Berea College, in Kentucky, has paid for every enrollee’s education using its endowment for 126 years. Can other schools replicate the model?
October 11, 2018
Berea College isn’t like most other colleges. It was founded in 1855 by a Presbyterian minister who was an abolitionist. It was the first integrated, coeducational college in the South. And it has not charged students tuition since 1892. Every student on campus works, and its labor program is like work-study on steroids. The work includes everyday tasks such as janitorial services, but older students are often assigned jobs aligned to their academic program, and work on things such as web production or managing volunteer programs. And students receive a physical check for their labor that can go toward housing and living expenses. Forty-five percent of graduates have no debt, and the ones who do have an average of less than $7,000 in debt, according to Luke Hodson, the college’s director of admissions.

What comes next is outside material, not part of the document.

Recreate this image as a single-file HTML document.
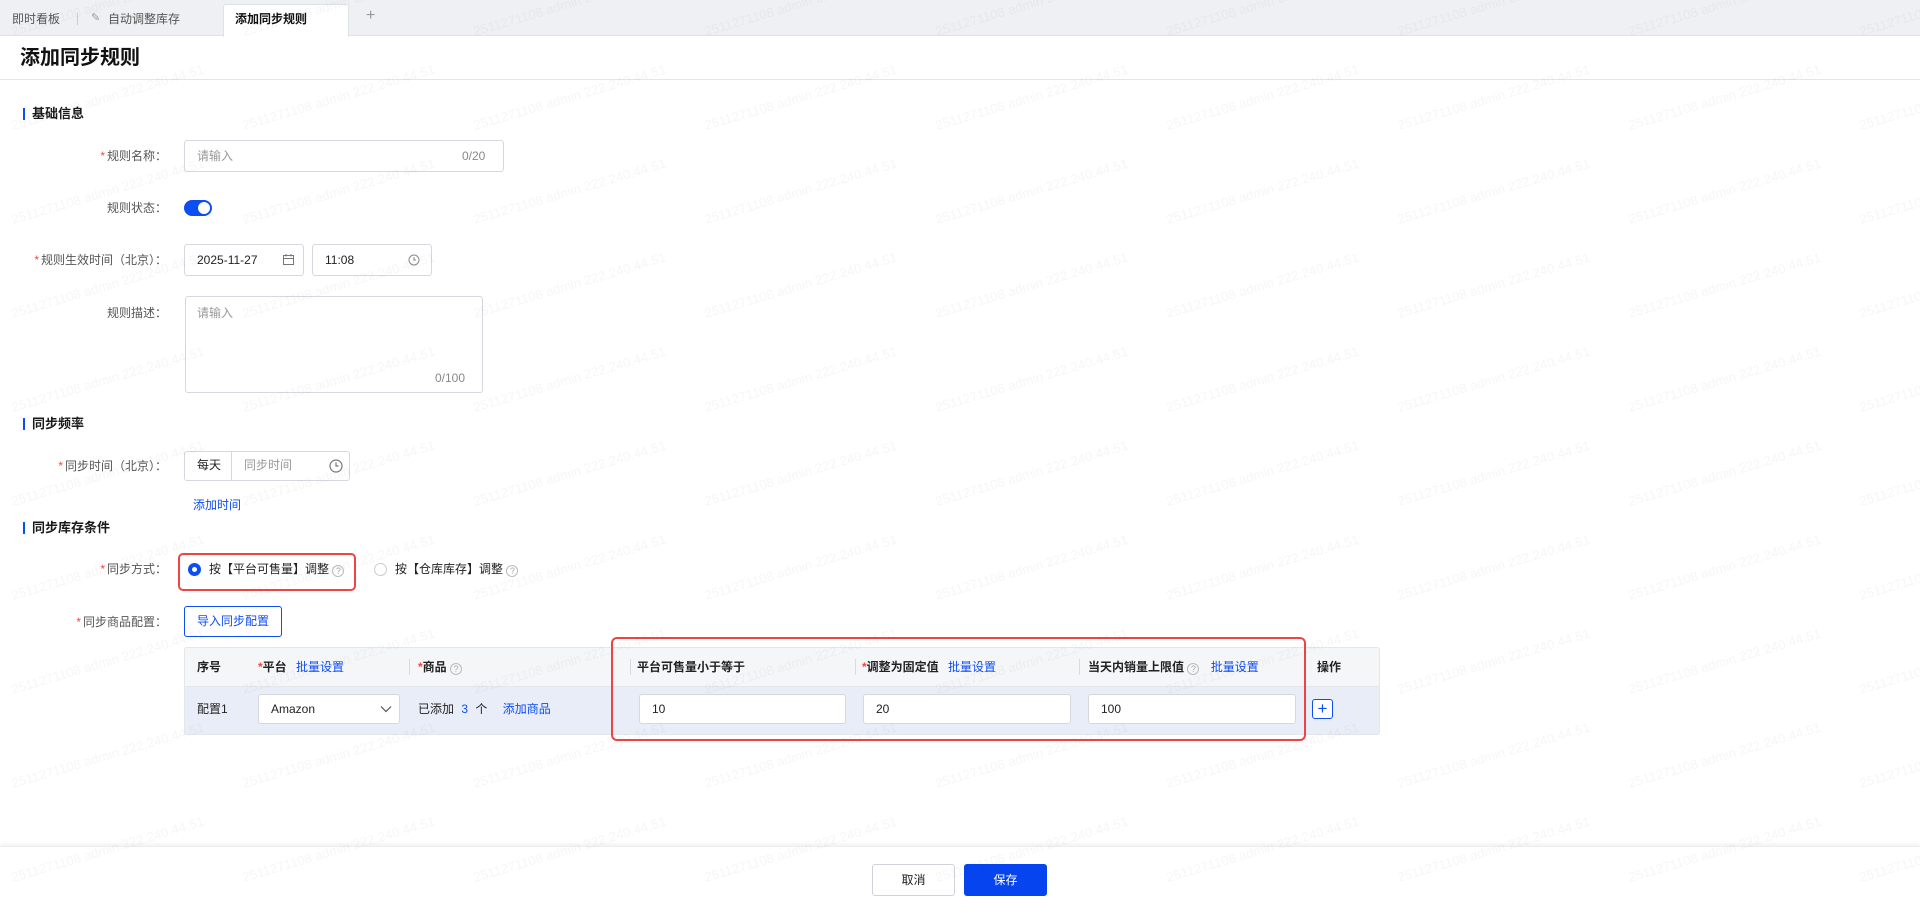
<!DOCTYPE html>
<html><head><meta charset="utf-8"><style>
*{box-sizing:border-box;margin:0;padding:0}
body{width:1920px;height:912px;position:relative;overflow:hidden;background:#fff;font-family:"Liberation Sans","Noto Sans CJK SC",sans-serif;font-size:12px;line-height:16px;color:#333}
.a{position:absolute}
.lbl{position:absolute;right:1753px;color:#555;font-size:12px;white-space:nowrap;line-height:16px}
.lbl i{color:#f5483b;font-style:normal;margin-right:2px}
.inp{position:absolute;border:1px solid #d5d8de;border-radius:3px;background:#fff}
.sec{position:absolute;left:23px;font-weight:bold;font-size:13px;color:#1a1a1a;padding-left:9px;line-height:14px}
.sec:before{content:"";position:absolute;left:0;top:1px;width:2px;height:12px;background:#0d4ef2}
.blue{color:#0d4ef2}
.th{position:absolute;top:659px;font-weight:bold;color:#222;line-height:16px;white-space:nowrap}
.th i{color:#f5483b;font-style:normal}
.dv{position:absolute;top:659px;width:1px;height:16px;background:#d8dbe0}
.q{display:inline-block;width:12px;height:12px;border:1px solid #bbb;border-radius:50%;font-size:9px;line-height:10px;text-align:center;color:#aaa;font-weight:normal;vertical-align:-1px}
.cell{position:absolute;top:694px;height:30px;border:1px solid #d5d8de;border-radius:3px;background:#fff;padding-left:12px;line-height:28px;font-size:12px;color:#222}
</style></head><body>
<svg class="a" style="left:0;top:0" width="1920" height="912">
<defs><pattern id="wm" x="0" y="-50" width="231" height="94" patternUnits="userSpaceOnUse">
<text x="13" y="86" transform="rotate(-16.5 13 86)" font-family="Liberation Sans,sans-serif" font-size="13" textLength="200" lengthAdjust="spacingAndGlyphs" fill="#000" fill-opacity="0.035">2511271108 admin 222.240.44.51</text>
</pattern></defs>
</svg>
<!-- tab bar -->
<div class="a" style="left:0;top:0;width:1920px;height:36px;background:#eef0f3;border-bottom:1px solid #dfe2e6"></div>
<div class="a" style="left:12px;top:11px;color:#555;font-size:12px">即时看板</div>
<div class="a" style="left:77px;top:13px;width:1px;height:12px;background:#ccc"></div>
<div class="a" style="left:91px;top:10px;color:#999;font-size:11px">✎</div>
<div class="a" style="left:108px;top:11px;color:#555;font-size:12px">自动调整库存</div>
<div class="a" style="left:223px;top:4px;width:126px;height:33px;background:#fff;border:1px solid #dfe2e6;border-bottom:none;border-radius:3px 3px 0 0"></div>
<div class="a" style="left:235px;top:11px;color:#111;font-size:12px;font-weight:bold">添加同步规则</div>
<div class="a" style="left:366px;top:8px;color:#999;font-size:16px">+</div>
<!-- title -->
<div class="a" style="left:20px;top:46px;font-size:20px;line-height:24px;font-weight:bold;color:#111">添加同步规则</div>
<div class="a" style="left:0;top:79px;width:1920px;height:1px;background:#e3e5e8"></div>

<div class="sec" style="top:107px">基础信息</div>
<div class="lbl" style="top:148px"><i>*</i>规则名称：</div>
<div class="inp" style="left:184px;top:140px;width:320px;height:32px"></div>
<div class="a" style="left:197px;top:148px;color:#999">请输入</div>
<div class="a" style="left:462px;top:148px;color:#888">0/20</div>

<div class="lbl" style="top:200px">规则状态：</div>
<div class="a" style="left:184px;top:200px;width:28px;height:16px;border-radius:8px;background:#0d4ef2"></div>
<div class="a" style="left:198px;top:202px;width:12px;height:12px;border-radius:50%;background:#fff"></div>

<div class="lbl" style="top:252px"><i>*</i>规则生效时间（北京）：</div>
<div class="inp" style="left:184px;top:244px;width:120px;height:32px"></div>
<div class="a" style="left:197px;top:252px;color:#222">2025-11-27</div>
<svg class="a" style="left:282px;top:253px" width="13" height="13"><rect x="1.5" y="2.5" width="10" height="9" fill="none" stroke="#777"/><line x1="1.5" y1="5.5" x2="11.5" y2="5.5" stroke="#777"/><line x1="4" y1="1" x2="4" y2="3.5" stroke="#777"/><line x1="9" y1="1" x2="9" y2="3.5" stroke="#777"/></svg>
<div class="inp" style="left:312px;top:244px;width:120px;height:32px"></div>
<div class="a" style="left:325px;top:252px;color:#222">11:08</div>
<svg class="a" style="left:408px;top:254px" width="12" height="12"><circle cx="6" cy="6" r="5" fill="none" stroke="#888"/><path d="M6 3v3h2" fill="none" stroke="#888"/></svg>

<div class="lbl" style="top:305px">规则描述：</div>
<div class="inp" style="left:185px;top:296px;width:298px;height:97px"></div>
<div class="a" style="left:197px;top:305px;color:#999">请输入</div>
<div class="a" style="left:435px;top:370px;color:#888">0/100</div>

<div class="sec" style="top:417px">同步频率</div>
<div class="lbl" style="top:458px"><i>*</i>同步时间（北京）：</div>
<div class="inp" style="left:184px;top:451px;width:166px;height:30px"></div>
<div class="a" style="left:231px;top:452px;width:1px;height:28px;background:#d5d8de"></div>
<div class="a" style="left:197px;top:457px;color:#222">每天</div>
<div class="a" style="left:244px;top:457px;color:#999">同步时间</div>
<svg class="a" style="left:329px;top:459px" width="14" height="14"><circle cx="7" cy="7" r="6" fill="none" stroke="#777" stroke-width="1.2"/><path d="M7 3.5v3.5h2.5" fill="none" stroke="#777" stroke-width="1.2"/></svg>
<div class="a blue" style="left:193px;top:497px">添加时间</div>

<div class="sec" style="top:521px">同步库存条件</div>
<div class="lbl" style="top:561px"><i>*</i>同步方式：</div>
<div class="a" style="left:178px;top:553px;width:178px;height:38px;border:2px solid #ef4444;border-radius:5px"></div>
<div class="a" style="left:188px;top:563px;width:13px;height:13px;border-radius:50%;border:4px solid #0d4ef2;background:#fff"></div>
<div class="a" style="left:209px;top:561px;color:#222">按【平台可售量】调整 <span class="q">?</span></div>
<div class="a" style="left:374px;top:563px;width:13px;height:13px;border-radius:50%;border:1px solid #ccc;background:#fff"></div>
<div class="a" style="left:395px;top:561px;color:#222">按【仓库库存】调整 <span class="q">?</span></div>

<div class="lbl" style="top:614px"><i>*</i>同步商品配置：</div>
<div class="a" style="left:184px;top:606px;width:98px;height:31px;border:1px solid #0d4ef2;border-radius:3px;color:#0d4ef2;text-align:center;line-height:29px">导入同步配置</div>

<!-- table -->
<div class="a" style="left:184px;top:647px;width:1196px;height:88px;border:1px solid #e3e6ea;border-radius:3px;background:#e9edf8;overflow:hidden"><div style="height:39px;background:#f5f6f8;border-bottom:1px solid #e3e6ea"></div></div>
<div class="th" style="left:197px">序号</div>
<div class="th" style="left:258px"><i>*</i>平台 <span class="blue" style="font-weight:normal;margin-left:6px">批量设置</span></div>
<div class="dv" style="left:409px"></div>
<div class="th" style="left:418px"><i>*</i>商品 <span class="q">?</span></div>
<div class="dv" style="left:630px"></div>
<div class="th" style="left:637px">平台可售量小于等于</div>
<div class="dv" style="left:855px"></div>
<div class="th" style="left:862px"><i>*</i>调整为固定值 <span class="blue" style="font-weight:normal;margin-left:6px">批量设置</span></div>
<div class="dv" style="left:1079px"></div>
<div class="th" style="left:1088px">当天内销量上限值 <span class="q">?</span> <span class="blue" style="font-weight:normal;margin-left:8px">批量设置</span></div>
<div class="th" style="left:1317px">操作</div>

<div class="a" style="left:197px;top:701px;color:#222">配置1</div>
<div class="cell" style="left:258px;width:142px">Amazon</div>
<svg class="a" style="left:380px;top:705px" width="12" height="8"><path d="M1 1.5l5 5 5-5" fill="none" stroke="#555" stroke-width="1.2"/></svg>
<div class="a" style="left:418px;top:701px;color:#222">已添加 <span class="blue" style="margin:0 4px">3</span> 个 <span class="blue" style="margin-left:12px">添加商品</span></div>
<div class="cell" style="left:639px;width:207px">10</div>
<div class="cell" style="left:863px;width:208px">20</div>
<div class="cell" style="left:1088px;width:208px">100</div>
<div class="a" style="left:1312px;top:699px;width:21px;height:20px;border:1px solid #0d4ef2;border-radius:3px;background:#fff;color:#0d4ef2;text-align:center;line-height:17px;font-size:17px">+</div>
<div class="a" style="left:611px;top:637px;width:695px;height:104px;border:2px solid #ef4444;border-radius:6px"></div>

<!-- footer -->
<div class="a" style="left:0;top:846px;width:1920px;height:66px;background:#fff;box-shadow:0 -2px 4px rgba(0,0,0,0.06);border-top:1px solid #eceef1"></div>
<div class="a" style="left:872px;top:864px;width:83px;height:32px;border:1px solid #cfd2d8;border-radius:3px;text-align:center;line-height:30px;color:#222">取消</div>
<div class="a" style="left:964px;top:864px;width:83px;height:32px;background:#0644f0;border-radius:3px;text-align:center;line-height:32px;color:#fff">保存</div>

<svg class="a" style="left:0;top:0;pointer-events:none" width="1920" height="912"><rect width="1920" height="912" fill="url(#wm)"/></svg>
</body></html>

On top of all that: More than 90 percent of Berea College students are eligible to receive the Pell Grant–often used as a proxy for low-income enrollment. Most of those students, 70 percent to be exact, are from Appalachia–where nearly one of every five people live below the poverty line. And that recruiting pipeline in Appalachia produces a rather diverse class–more than 40 percent of the student body identify as racial minorities.
Every couple of years, Berea College makes national news, often for its tuition-free promise–a promise that has become all the more noteworthy as the national student debt crisis has grown.